_Goal_
List all lines in the material below that contain "page".

_Given material_
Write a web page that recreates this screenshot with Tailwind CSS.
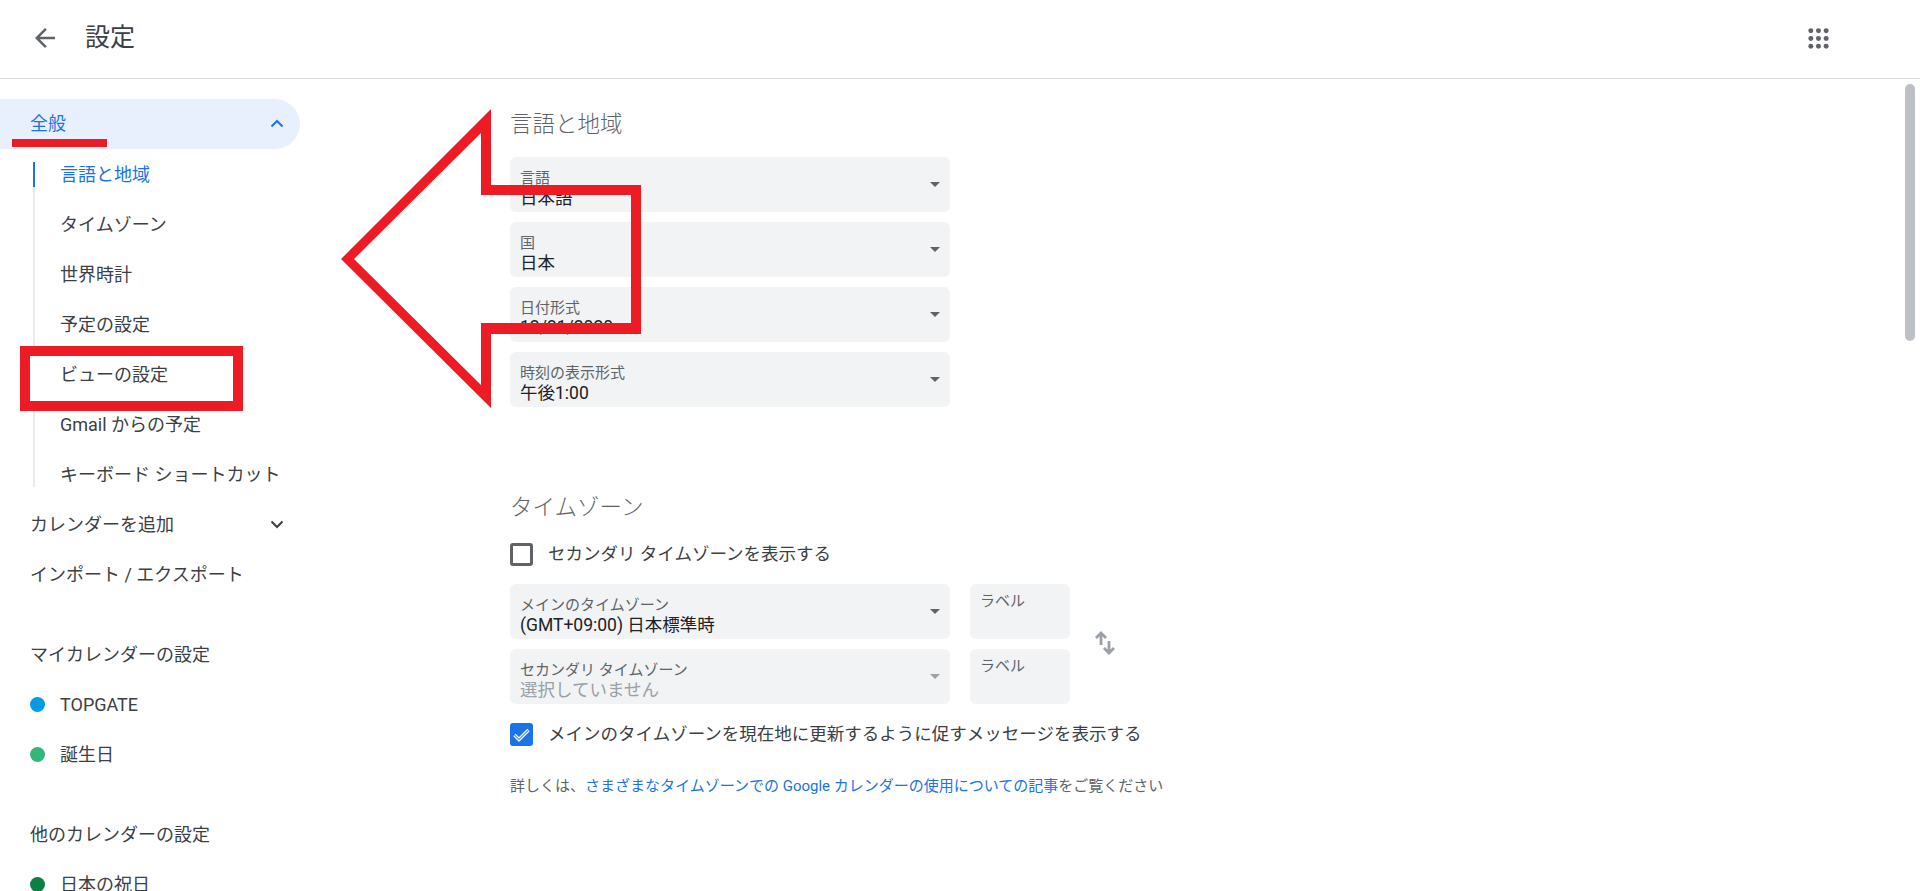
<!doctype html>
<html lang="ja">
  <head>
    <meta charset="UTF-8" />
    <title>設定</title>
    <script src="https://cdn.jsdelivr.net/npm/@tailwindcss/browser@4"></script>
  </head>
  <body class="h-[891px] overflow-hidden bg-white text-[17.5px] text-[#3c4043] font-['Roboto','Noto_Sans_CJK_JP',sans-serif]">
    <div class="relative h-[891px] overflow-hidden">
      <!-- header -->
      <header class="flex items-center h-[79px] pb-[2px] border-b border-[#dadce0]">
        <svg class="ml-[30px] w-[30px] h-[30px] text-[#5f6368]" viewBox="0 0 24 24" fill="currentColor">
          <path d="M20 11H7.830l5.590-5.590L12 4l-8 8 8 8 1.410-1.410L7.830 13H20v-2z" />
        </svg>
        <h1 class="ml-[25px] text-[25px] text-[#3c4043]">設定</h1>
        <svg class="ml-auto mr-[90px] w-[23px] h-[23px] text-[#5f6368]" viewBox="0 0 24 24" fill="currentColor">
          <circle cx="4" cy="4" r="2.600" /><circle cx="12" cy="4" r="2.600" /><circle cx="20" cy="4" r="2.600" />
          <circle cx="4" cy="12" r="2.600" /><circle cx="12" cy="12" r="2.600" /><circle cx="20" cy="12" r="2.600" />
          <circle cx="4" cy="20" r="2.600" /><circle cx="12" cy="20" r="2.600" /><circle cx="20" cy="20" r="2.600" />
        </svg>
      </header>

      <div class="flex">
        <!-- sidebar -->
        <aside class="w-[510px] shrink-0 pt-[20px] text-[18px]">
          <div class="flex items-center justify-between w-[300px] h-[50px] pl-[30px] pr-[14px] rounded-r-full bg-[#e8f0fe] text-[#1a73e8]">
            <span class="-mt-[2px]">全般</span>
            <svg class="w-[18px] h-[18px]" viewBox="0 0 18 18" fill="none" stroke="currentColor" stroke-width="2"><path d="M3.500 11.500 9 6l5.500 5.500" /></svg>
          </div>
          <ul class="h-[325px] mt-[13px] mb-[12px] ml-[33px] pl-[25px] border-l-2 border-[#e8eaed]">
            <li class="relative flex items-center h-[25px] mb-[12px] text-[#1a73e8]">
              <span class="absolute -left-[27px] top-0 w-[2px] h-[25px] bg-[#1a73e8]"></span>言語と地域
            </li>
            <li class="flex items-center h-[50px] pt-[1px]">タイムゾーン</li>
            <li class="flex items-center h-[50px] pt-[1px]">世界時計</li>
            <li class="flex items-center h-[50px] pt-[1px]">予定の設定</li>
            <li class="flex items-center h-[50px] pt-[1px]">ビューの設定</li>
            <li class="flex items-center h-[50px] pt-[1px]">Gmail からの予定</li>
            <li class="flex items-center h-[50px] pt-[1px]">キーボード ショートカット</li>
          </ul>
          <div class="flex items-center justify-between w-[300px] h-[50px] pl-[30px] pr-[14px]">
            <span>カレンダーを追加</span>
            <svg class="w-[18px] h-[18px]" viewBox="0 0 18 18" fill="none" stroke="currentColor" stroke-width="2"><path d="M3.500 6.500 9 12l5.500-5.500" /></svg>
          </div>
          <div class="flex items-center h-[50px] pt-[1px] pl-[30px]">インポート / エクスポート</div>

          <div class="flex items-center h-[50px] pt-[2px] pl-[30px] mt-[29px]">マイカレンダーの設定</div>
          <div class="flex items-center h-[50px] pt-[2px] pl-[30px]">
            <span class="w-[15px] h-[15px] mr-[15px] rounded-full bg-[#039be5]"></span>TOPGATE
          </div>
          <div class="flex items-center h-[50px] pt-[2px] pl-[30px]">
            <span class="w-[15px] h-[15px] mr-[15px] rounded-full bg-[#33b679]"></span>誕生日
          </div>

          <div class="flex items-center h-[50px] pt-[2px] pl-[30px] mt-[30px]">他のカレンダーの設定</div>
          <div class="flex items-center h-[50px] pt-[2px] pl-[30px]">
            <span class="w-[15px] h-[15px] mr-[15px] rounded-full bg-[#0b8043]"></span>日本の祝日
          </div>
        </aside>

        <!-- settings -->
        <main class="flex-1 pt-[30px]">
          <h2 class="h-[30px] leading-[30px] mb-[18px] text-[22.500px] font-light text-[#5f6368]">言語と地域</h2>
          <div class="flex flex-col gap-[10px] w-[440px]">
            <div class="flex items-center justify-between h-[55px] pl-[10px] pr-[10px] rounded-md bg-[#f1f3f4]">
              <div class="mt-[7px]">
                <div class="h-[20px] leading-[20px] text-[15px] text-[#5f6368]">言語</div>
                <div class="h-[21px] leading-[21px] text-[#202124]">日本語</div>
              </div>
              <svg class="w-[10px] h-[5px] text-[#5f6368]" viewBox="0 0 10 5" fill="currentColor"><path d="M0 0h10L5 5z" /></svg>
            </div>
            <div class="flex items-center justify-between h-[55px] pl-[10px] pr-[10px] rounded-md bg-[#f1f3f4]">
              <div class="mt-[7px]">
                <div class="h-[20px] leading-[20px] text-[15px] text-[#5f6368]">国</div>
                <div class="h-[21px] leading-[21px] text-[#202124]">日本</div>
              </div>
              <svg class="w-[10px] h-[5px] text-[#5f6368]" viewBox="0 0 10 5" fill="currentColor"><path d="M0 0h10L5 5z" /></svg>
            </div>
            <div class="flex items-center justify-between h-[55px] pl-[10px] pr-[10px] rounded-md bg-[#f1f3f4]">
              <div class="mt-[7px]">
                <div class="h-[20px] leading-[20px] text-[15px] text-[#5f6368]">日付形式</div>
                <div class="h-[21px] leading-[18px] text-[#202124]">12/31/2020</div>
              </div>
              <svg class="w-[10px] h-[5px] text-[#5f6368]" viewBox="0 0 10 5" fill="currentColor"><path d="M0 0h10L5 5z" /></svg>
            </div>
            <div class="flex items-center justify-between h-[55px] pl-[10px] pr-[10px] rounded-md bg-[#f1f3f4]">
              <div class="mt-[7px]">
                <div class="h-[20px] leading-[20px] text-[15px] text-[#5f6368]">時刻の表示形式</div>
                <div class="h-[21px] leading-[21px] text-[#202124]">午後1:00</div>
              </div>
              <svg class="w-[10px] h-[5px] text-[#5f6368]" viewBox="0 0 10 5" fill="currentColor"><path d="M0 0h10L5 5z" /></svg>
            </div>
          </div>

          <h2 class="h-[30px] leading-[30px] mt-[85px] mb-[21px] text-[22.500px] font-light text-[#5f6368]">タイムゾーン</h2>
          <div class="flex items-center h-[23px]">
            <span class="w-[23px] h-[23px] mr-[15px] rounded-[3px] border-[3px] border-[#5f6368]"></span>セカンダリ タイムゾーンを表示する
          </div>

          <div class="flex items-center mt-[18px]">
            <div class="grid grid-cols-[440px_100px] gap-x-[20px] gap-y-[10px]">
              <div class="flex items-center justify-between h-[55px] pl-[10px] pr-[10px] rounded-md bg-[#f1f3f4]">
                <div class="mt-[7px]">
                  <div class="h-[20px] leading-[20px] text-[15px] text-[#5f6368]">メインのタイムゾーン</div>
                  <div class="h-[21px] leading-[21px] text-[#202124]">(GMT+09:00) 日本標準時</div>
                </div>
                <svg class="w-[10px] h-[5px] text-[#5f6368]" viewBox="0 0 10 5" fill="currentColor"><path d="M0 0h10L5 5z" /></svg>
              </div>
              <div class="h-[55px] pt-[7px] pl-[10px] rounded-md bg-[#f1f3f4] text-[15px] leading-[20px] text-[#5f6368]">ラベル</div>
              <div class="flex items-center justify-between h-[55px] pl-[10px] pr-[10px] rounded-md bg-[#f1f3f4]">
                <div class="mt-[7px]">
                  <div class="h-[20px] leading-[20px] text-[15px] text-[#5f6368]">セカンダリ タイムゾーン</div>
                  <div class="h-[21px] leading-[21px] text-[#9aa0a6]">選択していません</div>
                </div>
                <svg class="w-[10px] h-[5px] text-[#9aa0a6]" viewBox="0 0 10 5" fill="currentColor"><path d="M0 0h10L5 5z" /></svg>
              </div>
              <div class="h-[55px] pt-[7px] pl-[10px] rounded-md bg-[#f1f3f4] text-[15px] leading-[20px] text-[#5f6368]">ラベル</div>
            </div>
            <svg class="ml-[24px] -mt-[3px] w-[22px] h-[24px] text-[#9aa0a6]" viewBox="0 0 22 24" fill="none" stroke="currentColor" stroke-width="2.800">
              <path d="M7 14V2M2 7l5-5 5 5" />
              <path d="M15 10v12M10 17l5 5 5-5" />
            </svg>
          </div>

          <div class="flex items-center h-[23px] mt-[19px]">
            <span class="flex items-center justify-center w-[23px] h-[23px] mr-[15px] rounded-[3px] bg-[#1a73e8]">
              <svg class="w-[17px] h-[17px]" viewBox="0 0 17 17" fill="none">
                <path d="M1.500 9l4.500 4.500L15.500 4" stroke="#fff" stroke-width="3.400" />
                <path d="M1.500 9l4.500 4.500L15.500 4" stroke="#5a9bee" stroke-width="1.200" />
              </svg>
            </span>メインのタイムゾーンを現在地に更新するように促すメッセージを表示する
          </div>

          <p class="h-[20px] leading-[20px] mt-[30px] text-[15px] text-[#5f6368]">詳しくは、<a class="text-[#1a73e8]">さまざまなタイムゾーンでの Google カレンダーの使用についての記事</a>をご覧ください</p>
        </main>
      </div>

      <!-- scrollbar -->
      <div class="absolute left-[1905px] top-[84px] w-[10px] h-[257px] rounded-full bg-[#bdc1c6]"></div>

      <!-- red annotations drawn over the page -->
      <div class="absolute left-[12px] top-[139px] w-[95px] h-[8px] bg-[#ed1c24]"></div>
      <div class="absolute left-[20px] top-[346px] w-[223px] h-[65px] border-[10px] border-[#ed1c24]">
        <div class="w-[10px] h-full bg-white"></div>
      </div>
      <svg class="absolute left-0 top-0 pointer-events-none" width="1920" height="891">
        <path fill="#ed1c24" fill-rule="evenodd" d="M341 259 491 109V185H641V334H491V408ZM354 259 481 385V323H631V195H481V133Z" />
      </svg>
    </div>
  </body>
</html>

_Written reply_
Write a web page that recreates this screenshot with Tailwind CSS.
      <!-- red annotations drawn over the page -->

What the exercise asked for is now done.